Uninspiring 2023 Guidance but Superior Volume Growth for Kerry’s Ingredient Business in Q4
We do not expect to materially change our fair value estimate after incorporating these results.
Kerry Group KYGA reported fiscal 2022 results with volume up 6.1% and pricing contributing 11.7% at the group level, driven by solid performance in taste and nutrition (8.5% volume growth, 8.7% pricing for the year, and 6.1% volume growth in the fourth quarter) and continued volume and pricing growth in the dairy business (volume of 0.2% and pricing of 36% reflected the significant increases in dairy prices and raw material costs). EBITDA margin was down over 100 basis points, driven by taste and nutrition (down 120 basis points for the segment) with operating leverage, currency, and the impact from acquisitions/disposals only partially offsetting input cost inflationary pressures. Regionally, the group’s growth was robust across markets with volume up in mid/high single digits (across the Asia-Pacific, Middle East, and Africa region, Americas, and Europe, volume was up 5.9%, 6.2%, and 6.1%, respectively), driven by both retail and food-service channels; out-of-home consumption continues to recover through seasonal products and limited-time offerings. Volume growth of 6.1% for taste and nutrition division in the fourth quarter is better than what some of Kerry’s peers in the broader consumer packaged goods and ingredient space have reported so far.

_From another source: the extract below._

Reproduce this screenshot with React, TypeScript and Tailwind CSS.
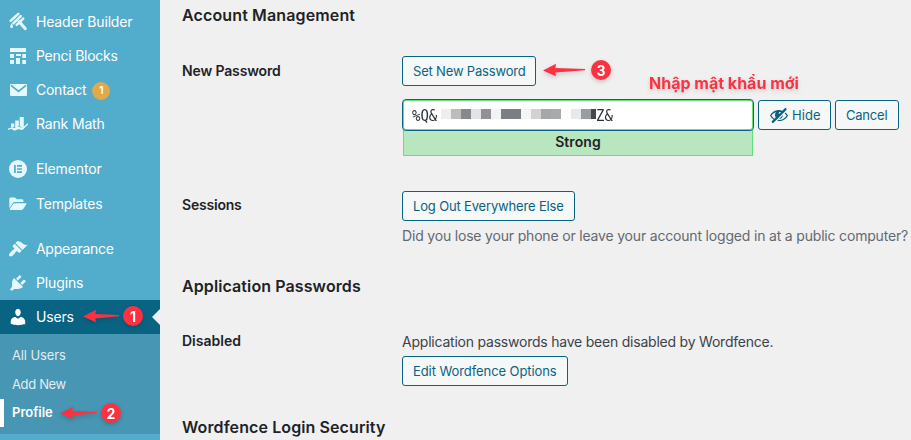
import type { ReactNode } from 'react';

const menuIcons: Record<string, ReactNode> = {
  header: (
    <g>
      <path d="M10.300 1.900 2.700 8.800M12.700 4.200 5.300 11.300M15.200 6.700 8.700 12.800" fill="none" stroke="currentColor" strokeWidth="2.500" strokeLinecap="round" />
      <path d="m11.200 9.800 6 6.700" stroke="currentColor" strokeWidth="3.200" strokeLinecap="round" />
      <path d="M3.500 11.500c-.7 1.200-1.400 2.200-1.400 3.100a1.500 1.500 0 0 0 3 0c0-.9-.8-1.900-1.600-3.100z" />
    </g>
  ),
  blocks: <path d="M2 2h16v4H2zM2 8h4v4H2zM8 8h5v2H8zM14.300 8H18v4h-3.700zM2 14h4v4H2zM8 12h4v6H8zM14.300 14H18v4h-3.700z" />,
  mail: (
    <g>
      <rect x="2" y="4" width="17" height="12" rx="1" />
      <path d="m3 5.400 7.500 6.100L18 5.400" fill="none" stroke="#52accc" strokeWidth="1.700" />
    </g>
  ),
  rank: (
    <g>
      <path d="M3 9.500h3.300v3.600L3 14zM7.200 6.500h3.600v5.800l-3.600 1.500zM11.700 3h4.100v9.400l-1.600 1-2.500-1.200z" />
      <path d="M.4 15.200c2.800-1.700 4.600-.9 6.800.2 2.300-1 3.200-2.500 5-1.500 2.200 1.100 3.900-.5 7.300-3.700" fill="none" stroke="currentColor" strokeWidth="1.300" strokeLinecap="round" />
      <path d="M4 15.800c2.500-2 5.500-4 8-2.400 1.800 1 3.500.6 5.500-1-1.800 3-3.600 4.200-5.300 3.200-1.600-.8-2.700-.2-4.400.7-1.400.6-2.600.2-3.800-.5z" />
    </g>
  ),
  elementor: (
    <g>
      <circle cx="10" cy="10" r="9" />
      <path d="M6 6h1.800v8H6zM9 6h5v1.700H9zM9 9.150h5v1.700H9zM9 12.300h5V14H9z" fill="#52accc" />
    </g>
  ),
  folder: (
    <g>
      <path d="M1.300 4.800c0-.8.6-1.400 1.400-1.400h4.200l1.900 1.900H14c.8 0 1.400.6 1.400 1.400v1.400H7c-1 0-1.700.4-2.200 1.200l-3.500 5z" />
      <path d="M7 9.200h10.900c.5 0 .8.5.5.9l-3.100 5c-.3.5-.8.8-1.400.8H2.300c-.5 0-.7-.4-.5-.8L5.200 10c.4-.5 1-.8 1.800-.8z" />
    </g>
  ),
  appearance: (
    <path d="M14.480 11.060L7.410 3.990l1.500-1.500c.5-.56 2.300-.47 3.510.32 1.210.8 1.430 1.280 2.910 2.100 1.180.64 2.450 1.260 4.450.85zm-.71.71L6.700 4.700 4.930 6.470c-.39.39-.39 1.020 0 1.410l1.060 1.060c.39.39.39 1.030 0 1.420-.6.6-1.430 1.110-2.210 1.690-.35.26-.7.53-1.010.84C1.430 14.230.4 16.080 1.400 17.070c.99 1 2.840-.03 4.180-1.360.31-.31.58-.66.85-1.020.57-.78 1.080-1.610 1.690-2.210.39-.39 1.020-.39 1.410 0l1.060 1.060c.39.39 1.020.39 1.410 0z" />
  ),
  plugins: (
    <path d="M13.110 4.360L9.870 7.600 8 5.730l3.240-3.240c.35-.34 1.050-.2 1.560.32.52.51.66 1.210.31 1.550zm-8 1.770l.91-1.120 9.010 9.010-1.190.84c-.71.71-2.630 1.160-3.820 1.160H6.140L4.900 17.260c-.59.59-1.540.59-2.120 0-.59-.58-.59-1.530 0-2.120l1.240-1.240v-3.880c0-1.130.4-3.190 1.090-3.890zm7.260 3.970l3.240-3.240c.34-.35 1.040-.21 1.550.31.52.51.66 1.210.31 1.550l-3.240 3.250z" />
  ),
  users: (
    <path d="M10 9.250c-2.270 0-2.730-3.440-2.730-3.440C7 4.020 7.820 2 9.970 2c2.160 0 2.980 2.020 2.710 3.810 0 0-.41 3.440-2.680 3.440zm0 2.570L12.720 10c2.390 0 4.520 2.330 4.520 4.530v2.490s-3.650 1.130-7.240 1.130c-3.650 0-7.240-1.130-7.240-1.130v-2.490c0-2.250 1.940-4.480 4.470-4.480z" />
  ),
};

function MenuItem({ icon, label, tracking, badge, active }: { icon: string; label: string; tracking: string; badge?: string; active?: boolean }) {
  return (
    <li className={`relative flex h-[34px] items-center pl-2 text-sm ${active ? 'bg-[#096484] text-white' : 'text-white'}`}>
      <svg viewBox="0 0 20 20" className={`size-5 shrink-0 ${active ? 'text-white' : 'text-[#e5f8ff]'}`} fill="currentColor">
        {menuIcons[icon]}
      </svg>
      <span className={`ml-2 ${tracking}`}>{label}</span>
      {badge && (
        <span className="ml-[6px] mt-0.5 flex size-[18px] items-center justify-center rounded-full bg-[#e1a948] text-[11px] font-semibold">{badge}</span>
      )}
      {active && <span className="absolute right-0 top-[9px] border-y-8 border-r-8 border-y-transparent border-r-[#f0f0f1]" />}
    </li>
  );
}

function Button({ children, className }: { children: ReactNode; className: string }) {
  return (
    <button className={`flex h-[30px] shrink-0 items-center rounded-[3px] border border-[#096484] bg-[#f6f7f7] pt-px pl-[10px] text-[13px] whitespace-nowrap text-[#096484] ${className}`}>
      {children}
    </button>
  );
}

function Marker({ n, className, length }: { n: number; className: string; length: number }) {
  return (
    <div className={`absolute flex h-5 items-center justify-between drop-shadow-[0_2px_2px_rgba(0,0,0,0.18)] ${className}`}>
      <svg width={length} height="14" viewBox={`0 0 ${length} 14`} fill="#fc3141">
        <path d={`M0 7.400 13 .8 12.300 5 ${length - 1} 6v1.300L12.300 9.500 13 13.200z`} />
      </svg>
      <span className="flex size-5 items-center justify-center rounded-full bg-[#fc3141] text-[14px] font-bold text-white">{n}</span>
    </div>
  );
}

const mosaic: [string, string][] = [
  ['w-[10px]', 'bg-[#eeeeee]'],
  ['w-[10px]', 'bg-[#bcbcbd]'],
  ['w-[10px]', 'bg-[#86888b]'],
  ['w-[10px]', 'bg-[#e2e3e4]'],
  ['w-[10px]', 'bg-[#8f9194]'],
  ['w-[10px]', 'bg-[#f3f3f3]'],
  ['w-[20px]', 'bg-[#7b7e82]'],
  ['w-[10px]', 'bg-[#f5f5f5]'],
  ['w-[10px]', 'bg-[#d1d2d3]'],
  ['w-[10px]', 'bg-[#a4a6a8]'],
  ['w-[10px]', 'bg-[#a8aaac]'],
  ['w-[10px]', 'bg-[#fdfdfd]'],
  ['w-[10px]', 'bg-[#e7e9e9]'],
  ['w-[10px]', 'bg-[#9a9da0]'],
  ['w-[5px]', 'bg-[#44484c]'],
];

export default function App() {
  return (
    <div className="relative flex h-[440px] w-[911px] overflow-hidden bg-[#f0f0f1] font-['Inter',sans-serif] text-[#3c434a]">
      <aside className="w-40 shrink-0 bg-[#52accc] pt-[5px]">
        <ul>
          <MenuItem icon="header" label="Header Builder" tracking="tracking-[-0.17px]" />
          <MenuItem icon="blocks" label="Penci Blocks" tracking="tracking-[-0.25px]" />
          <MenuItem icon="mail" label="Contact" tracking="tracking-[-0.25px]" badge="1" />
          <MenuItem icon="rank" label="Rank Math" tracking="tracking-[-0.16px]" />
        </ul>
        <ul className="mt-[11px] flex flex-col gap-px">
          <MenuItem icon="elementor" label="Elementor" tracking="tracking-[-0.12px]" />
          <MenuItem icon="folder" label="Templates" tracking="tracking-[-0.2px]" />
        </ul>
        <ul className="mt-[11px]">
          <MenuItem icon="appearance" label="Appearance" tracking="tracking-[-0.3px]" />
          <MenuItem icon="plugins" label="Plugins" tracking="tracking-[-0.14px]" />
          <MenuItem icon="users" label="Users" tracking="tracking-[-0.18px]" active />
        </ul>
        <ul className="h-[100px] bg-[#4796b3] pt-[8px] text-[13px] text-[#e2ecf1]">
          <li className="flex h-[28px] items-center pl-3 tracking-[-0.13px]">All Users</li>
          <li className="flex h-[29px] items-center pl-3 tracking-[-0.35px]">Add New</li>
          <li className="flex h-[28px] items-center border-l-4 border-white pl-2 font-semibold tracking-[0px] text-white">Profile</li>
        </ul>
      </aside>

      <main className="flex-1 pl-[22px] pt-[3px] whitespace-nowrap">
        <h2 className="h-6 text-base leading-6 font-semibold tracking-[0.13px] text-[#1d2327]">Account Management</h2>
        <div className="mt-[29px] flex">
          <div className="w-[220px] shrink-0 pt-[5px] text-sm font-semibold tracking-[-0.14px] text-[#1d2327]">New Password</div>
          <div>
            <Button className="w-[134px] tracking-[-0.18px]">Set New Password</Button>
            <div className="mt-[13px] flex gap-1">
              <div className="w-[352px]">
                <div className="relative z-10 flex h-[32px] items-center rounded-[4px] border border-[#096484] bg-white shadow-[inset_0_0_0_1px_#68de7c]">
                  <span className="w-[30px] scale-y-115 pl-[9px] font-['DejaVu_Sans_Mono',monospace] text-[14px] text-[#2c3338]">%Q&amp;</span>
                  <span className="ml-2 -mt-0.5 flex h-[10px]">
                    {mosaic.map(([w, c], i) => (
                      <span key={i} className={`${w} ${c}`} />
                    ))}
                  </span>
                  <span className="scale-y-115 font-['DejaVu_Sans_Mono',monospace] text-[14px] text-[#2c3338]">Z&amp;</span>
                </div>
                <div className="ml-px -mt-px flex h-[26px] w-[350px] items-center justify-center border border-[#68de7c] bg-[#b8e6bf] pb-[3px] text-sm font-semibold tracking-[0.1px] text-[#1d2327]">Strong</div>
              </div>
              <Button className="mt-px w-[73px] gap-1">
                <svg viewBox="0 0 20 20" className="-mt-px size-5 shrink-0" fill="currentColor">
                  <path d="M17.200 3.300l.16.17c.39.39.39 1.020 0 1.410L4.550 17.700c-.39.39-1.030.39-1.410 0l-.17-.17c-.39-.39-.39-1.020 0-1.410l1.590-1.600c-1.570-1-2.760-2.300-3.560-3.930.81-1.650 2.030-2.980 3.640-3.990S8.040 5.090 10 5.090c1.200 0 2.330.21 3.400.6l2.380-2.390c.39-.39 1.030-.39 1.420 0zm-7.090 4.010c-.23.25-.34.54-.34.88 0 .31.12.58.31.81l1.800-1.790c-.13-.12-.28-.21-.45-.26-.11-.01-.28-.03-.49-.04-.33.03-.6.16-.83.4zM2.400 10.590c.69 1.230 1.710 2.250 3.050 3.050l1.280-1.280c-.51-.69-.77-1.470-.77-2.360 0-1.060.36-1.980 1.090-2.760-1.040.27-1.960.7-2.760 1.260-.8.58-1.430 1.270-1.890 2.090zm13.220-2.130l.96-.96c1.020.86 1.830 1.890 2.420 3.090-.81 1.650-2.030 2.980-3.640 3.990s-3.400 1.510-5.360 1.510c-.63 0-1.240-.07-1.830-.18l1.070-1.070c.25.02.5.05.76.05 1.630 0 3.130-.4 4.500-1.210s2.400-1.840 3.100-3.100c-.46-.82-1.090-1.510-1.890-2.090-.03-.01-.06-.02-.09-.03zm-5.580 5.580l4-4c-.01 1.100-.41 2.040-1.180 2.810-.78.78-1.720 1.180-2.820 1.190z" />
                </svg>
                <span className="-ml-px tracking-[0.1px]">Hide</span>
              </Button>
              <Button className="mt-px w-[64px] tracking-[-0.22px]">Cancel</Button>
            </div>
          </div>
        </div>

        <div className="mt-[35px] flex">
          <div className="w-[220px] shrink-0 pt-[4px] text-sm font-semibold tracking-[-0.2px] text-[#1d2327]">Sessions</div>
          <div>
            <Button className="w-[173px] tracking-[-0.16px]">Log Out Everywhere Else</Button>
            <p className="mt-[5px] text-sm tracking-[-0.183px] text-[#646970]">Did you lose your phone or leave your account logged in at a public computer?</p>
          </div>
        </div>

        <h2 className="mt-[28px] h-6 text-base leading-6 font-semibold tracking-[0.1px] text-[#1d2327]">Application Passwords</h2>
        <div className="mt-[34px] flex">
          <div className="w-[220px] shrink-0 -mt-px text-sm font-semibold tracking-[0px] text-[#1d2327]">Disabled</div>
          <div>
            <p className="text-sm tracking-[-0.22px]">Application passwords have been disabled by Wordfence.</p>
            <Button className="mt-[4px] w-[166px] tracking-[-0.08px]">Edit Wordfence Options</Button>
          </div>
        </div>
        <h2 className="mt-[29px] h-6 text-base leading-6 font-semibold tracking-[0.1px] text-[#1d2327]">Wordfence Login Security</h2>
      </main>

      <Marker n={1} length={37} className="left-[83px] top-[306px] w-[60px]" />
      <Marker n={2} length={38} className="left-[60px] top-[403px] w-[61px]" />
      <Marker n={3} length={43} className="left-[543px] top-[60px] w-[68px]" />
      <Marker n={4} length={42} className="left-[625px] top-[103px] w-[74px]" />
      <span className="absolute left-[649px] top-[71px] text-base font-bold whitespace-nowrap text-[#fc3141] drop-shadow-[0_2px_2px_rgba(0,0,0,0.15)]">Nhập mật khẩu mới</span>
    </div>
  );
}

Management introduced cautious guidance for fiscal 2023 with adjusted earnings per share growth expected at 3%-7% on a constant-currency basis before an expected 2% dilution in the year from the potential sale of the sweet ingredients portfolio. We do not expect to materially change our EUR 109 fair value estimate after incorporating these numbers. The shares appear undervalued.